Dan Pink’s DRIVE jumps on motivation and rides it like a motorcycle on a mountain road. There are twists and turns, but the more you ride, the hotter it gets. You know that feeling of freedom, raw excitement and the sheer rush of being alive. Oh – haven’t felt that way in a while?
It may be that your organization, team or family is using extrinsic motivation (carrot and stick) to motivate team members. You may want to pick up DRIVE and upgrade yourself up to Mr. Pink’s three elements of intrinsic motivation:
While the book was written for workplace teams, the concepts can be applied to home, physical fitness, charity and any other dimension of your life. First, autonomy means that you have the freedom to make decisions. Mastery means that you are striving to conquer an area of interest, skill or subject. Don’t forget purpose, knowing ‘why’ you get up every day!
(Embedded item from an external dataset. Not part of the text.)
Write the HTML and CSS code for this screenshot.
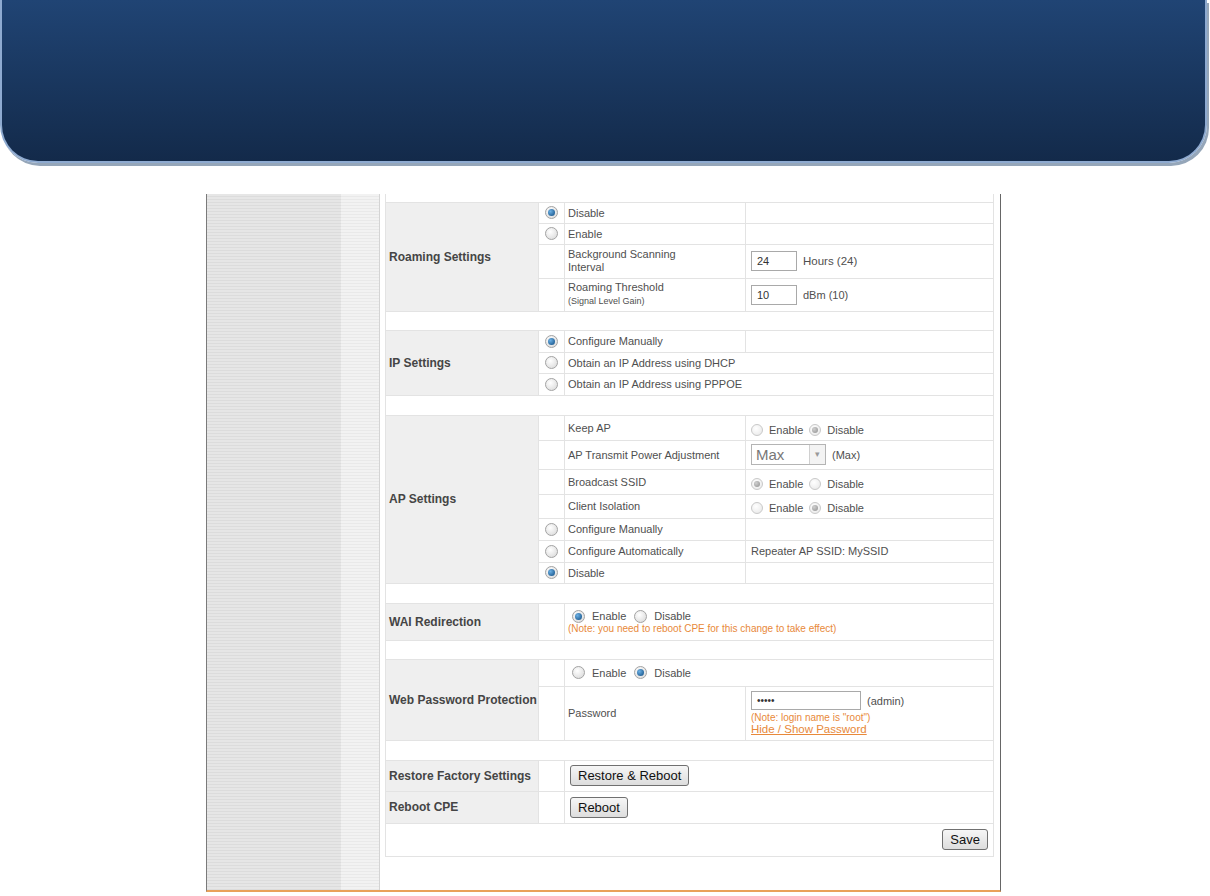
FILE: index.html
```html
<!DOCTYPE html>
<html lang="en">
<head>
    <meta charset="UTF-8">
    <title>CPE Settings</title>
    <link rel="stylesheet" href="styles.css">
</head>
<body>
    <div class="header"></div>

    <div class="frame">
        <div class="sidebar">
            <div class="stripes"></div>
            <div class="shade"></div>
        </div>

        <div class="main">
            <table class="settings">
                <colgroup>
                    <col class="c-label">
                    <col class="c-radio">
                    <col class="c-text">
                    <col class="c-value">
                </colgroup>

                <tr class="gap-top"><td colspan="4"></td></tr>

                <!-- Roaming -->
                <tr class="h21">
                    <th rowspan="4">Roaming Settings</th>
                    <td class="rc"><span class="radio on"></span></td>
                    <td>Disable</td>
                    <td></td>
                </tr>
                <tr class="h21">
                    <td class="rc"><span class="radio"></span></td>
                    <td>Enable</td>
                    <td></td>
                </tr>
                <tr class="h34">
                    <td class="rc"></td>
                    <td class="two">Background Scanning<br>Interval</td>
                    <td class="val"><span class="field">24</span><span class="unit big">Hours (24)</span></td>
                </tr>
                <tr class="h33">
                    <td class="rc"></td>
                    <td class="two">Roaming Threshold<br><small>(Signal Level Gain)</small></td>
                    <td class="val"><span class="field">10</span><span class="unit">dBm (10)</span></td>
                </tr>

                <tr class="gap g19"><td colspan="4"></td></tr>

                <!-- IP -->
                <tr class="h22">
                    <th rowspan="3">IP Settings</th>
                    <td class="rc"><span class="radio on"></span></td>
                    <td>Configure Manually</td>
                    <td></td>
                </tr>
                <tr class="h21">
                    <td class="rc"><span class="radio"></span></td>
                    <td colspan="2">Obtain an IP Address using DHCP</td>
                </tr>
                <tr class="h22">
                    <td class="rc"><span class="radio"></span></td>
                    <td colspan="2">Obtain an IP Address using PPPOE</td>
                </tr>

                <tr class="gap"><td colspan="4"></td></tr>

                <!-- AP -->
                <tr class="h25">
                    <th rowspan="7">AP Settings</th>
                    <td class="rc"></td>
                    <td>Keep AP</td>
                    <td class="val low"><span class="radio grey"></span><span class="opt">Enable</span><span class="radio grey on"></span><span class="opt">Disable</span></td>
                </tr>
                <tr class="h29">
                    <td class="rc"></td>
                    <td>AP Transmit Power Adjustment</td>
                    <td class="val">
                        <span class="select"><span class="select-text">Max</span><span class="select-arrow">&#9662;</span></span><span class="unit">(Max)</span>
                    </td>
                </tr>
                <tr class="h25">
                    <td class="rc"></td>
                    <td>Broadcast SSID</td>
                    <td class="val low"><span class="radio grey on"></span><span class="opt">Enable</span><span class="radio grey"></span><span class="opt">Disable</span></td>
                </tr>
                <tr class="h24">
                    <td class="rc"></td>
                    <td>Client Isolation</td>
                    <td class="val low"><span class="radio grey"></span><span class="opt">Enable</span><span class="radio grey on"></span><span class="opt">Disable</span></td>
                </tr>
                <tr class="h22">
                    <td class="rc"><span class="radio"></span></td>
                    <td>Configure Manually</td>
                    <td></td>
                </tr>
                <tr class="h22">
                    <td class="rc"><span class="radio"></span></td>
                    <td>Configure Automatically</td>
                    <td class="val">Repeater AP SSID: MySSID</td>
                </tr>
                <tr class="h21">
                    <td class="rc"><span class="radio on"></span></td>
                    <td>Disable</td>
                    <td></td>
                </tr>

                <tr class="gap"><td colspan="4"></td></tr>

                <!-- WAI -->
                <tr class="h37">
                    <th>WAI Redirection</th>
                    <td class="rc"></td>
                    <td colspan="2" class="choice wai">
                        <span class="radio on"></span><span class="opt">Enable</span><span class="radio"></span><span class="opt">Disable</span>
                        <div class="note">(Note: you need to reboot CPE for this change to take effect)</div>
                    </td>
                </tr>

                <tr class="gap g19"><td colspan="4"></td></tr>

                <!-- Web password -->
                <tr class="h27">
                    <th rowspan="2">Web Password Protection</th>
                    <td class="rc"></td>
                    <td colspan="2" class="choice"><span class="radio"></span><span class="opt">Enable</span><span class="radio on"></span><span class="opt">Disable</span></td>
                </tr>
                <tr class="h54">
                    <td class="rc"></td>
                    <td>Password</td>
                    <td class="val pw">
                        <div><span class="field wide">&bull;&bull;&bull;&bull;&bull;</span><span class="unit">(admin)</span></div>
                        <div class="note">(Note: login name is "root")</div>
                        <a class="toggle" href="#">Hide / Show Password</a>
                    </td>
                </tr>

                <tr class="gap"><td colspan="4"></td></tr>

                <!-- Actions -->
                <tr class="h31">
                    <th>Restore Factory Settings</th>
                    <td class="rc"></td>
                    <td colspan="2" class="act"><button class="btn">Restore &amp; Reboot</button></td>
                </tr>
                <tr class="h32">
                    <th>Reboot CPE</th>
                    <td class="rc"></td>
                    <td colspan="2" class="act"><button class="btn">Reboot</button></td>
                </tr>
                <tr class="h33">
                    <td colspan="4" class="save"><button class="btn">Save</button></td>
                </tr>
            </table>
        </div>
    </div>
</body>
</html>
```

FILE: styles.css
```css
body {
    margin: 0;
    background-color: #fff;
    font-family: "Liberation Sans", Arial, sans-serif;
    font-size: 11px;
    color: #4f4f4f;
}
.header {
    height: 161px;
    margin-right: 3px;
    border: 2px solid #8eaad0;
    border-top: 0;
    border-radius: 0 0 38px 38px;
    background: linear-gradient(#204474, #132a4a);
    box-shadow: 2px 3px 0 #95a6b9;
}
.frame {
    display: flex;
    width: 793px;
    height: 696px;
    margin: 31px 0 0 206px;
    border-left: 1px solid #7a7a7a;
    border-right: 1px solid #666;
    border-bottom: 2px solid #e9a15a;
}
.sidebar {
    display: flex;
    width: 172px;
    border-right: 1px solid #d4d4d4;
}
.stripes {
    width: 134px;
    background: repeating-linear-gradient(#e6e6e6 0 2px, #dcdcdc 2px 3px);
}
.shade {
    flex: 1;
    background: repeating-linear-gradient(#f2f2f2 0 2px, #e9e9e9 2px 3px);
}
.main {
    padding: 0 0 0 5px;
}

/* settings table */
.settings {
    width: 608px;
    border-collapse: collapse;
    table-layout: fixed;
}
.c-label { width: 153px; }
.c-radio { width: 26px; }
.c-text { width: 181px; }
.c-value { width: 248px; }
.settings td,
.settings th {
    border: 1px solid #e3e3e3;
    padding: 0 3px;
    vertical-align: middle;
}
.settings th {
    background-color: #efefef;
    text-align: left;
    font-size: 12px;
    font-weight: bold;
    color: #454545;
    padding: 0 0 0 3px;
    white-space: nowrap;
}
.gap-top { height: 8px; }
.gap-top td { border-top: 0; }
.gap { height: 20px; }
.gap.g19 { height: 19px; }
.h21 { height: 21px; }
.h22 { height: 22px; }
.h24 { height: 24px; }
.h25 { height: 25px; }
.h27 { height: 27px; }
.h29 { height: 29px; }
.h31 { height: 31px; }
.h32 { height: 32px; }
.h33 { height: 33px; }
.h34 { height: 34px; }
.h37 { height: 37px; }
.h54 { height: 54px; }

.settings td.rc {
    text-align: center;
    padding: 0;
}
.two {
    line-height: 13px;
}
.two small {
    font-size: 9px;
}
.settings td.val {
    padding-left: 5px;
}
.settings td.low {
    padding-top: 3px;
}
.settings td.act {
    padding-left: 5px;
}
.settings td.choice {
    padding-left: 7px;
}

/* radios */
.radio {
    display: inline-block;
    position: relative;
    width: 11px;
    height: 11px;
    border: 1px solid #a4a4a4;
    border-radius: 50%;
    background: radial-gradient(circle at 40% 35%, #fff, #d6d6d6);
    vertical-align: middle;
}
.radio.on::after {
    content: "";
    position: absolute;
    left: 2px;
    top: 2px;
    width: 7px;
    height: 7px;
    border-radius: 50%;
    background: radial-gradient(circle at 35% 35%, #6cb0e4, #0d4a80);
}
.radio.grey {
    width: 10px;
    height: 10px;
    border-color: #c9c9c9;
    background: radial-gradient(circle at 40% 35%, #fff, #e6e6e6);
}
.radio.grey.on::after {
    width: 6px;
    height: 6px;
    background: radial-gradient(circle at 35% 35%, #d0d0d0, #8f8f8f);
}
.opt {
    margin: 0 6px;
    vertical-align: middle;
}
.choice .opt {
    margin: 0 8px 0 7px;
}

/* fields */
.field {
    display: inline-block;
    box-sizing: border-box;
    width: 46px;
    height: 20px;
    padding: 3px 0 0 5px;
    border: 1px solid #a9a9a9;
    background-color: #fff;
    color: #333;
    font-size: 11px;
    vertical-align: middle;
}
.field.wide {
    width: 110px;
    height: 19px;
    font-size: 10px;
    padding-top: 3px;
}
.unit {
    margin-left: 6px;
    vertical-align: middle;
}
.unit.big {
    font-size: 11.5px;
}
.select {
    display: inline-flex;
    box-sizing: border-box;
    width: 75px;
    height: 21px;
    border: 1px solid #b4b4b4;
    background-color: #fff;
    vertical-align: middle;
}
.select-text {
    flex: 1;
    padding: 1px 0 0 4px;
    font-size: 15px;
    color: #777;
}
.select-arrow {
    width: 15px;
    border-left: 1px solid #d0d0d0;
    background-color: #f3f3f3;
    color: #999;
    font-size: 9px;
    text-align: center;
    line-height: 19px;
}
.wai {
    padding-top: 2px;
}
.wai .note {
    margin-left: -4px;
}
.note {
    font-size: 10px;
    color: #e8893a;
}
.pw .note {
    margin-top: 2px;
}
.toggle {
    color: #e8893a;
    font-size: 11.5px;
}

/* buttons */
.btn {
    height: 21px;
    padding: 0 7px;
    border: 1px solid #707070;
    border-radius: 3px;
    background: linear-gradient(#f6f6f6, #dddddd);
    font-family: "Liberation Sans", Arial, sans-serif;
    font-size: 13px;
    color: #111;
    vertical-align: middle;
}
.settings td.save {
    text-align: right;
    padding-right: 5px;
}
```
Re-wire yourself to ‘Positive’
One of my favorite quotes from the book is that positive psychology has “reoriented the study of psychological science away from the previous focus on malady and dysfunction and toward well-being and effective functioning.” In other words, study the well-adjusted, successful people if you want to be happy, healthy, wealthy and wise. Look at the habits of high performing people and replicate these behaviors. Trace the behaviors back to values, morals and internal beliefs. Set your compass to a positive outlook based on autonomy, mastery and purpose. If you like these ideas – read Drive by Dan Pink. I’ve barely scratched the surface and every one of my friends and associates that read this book felt like there was renewed energy in their personal and professional lives.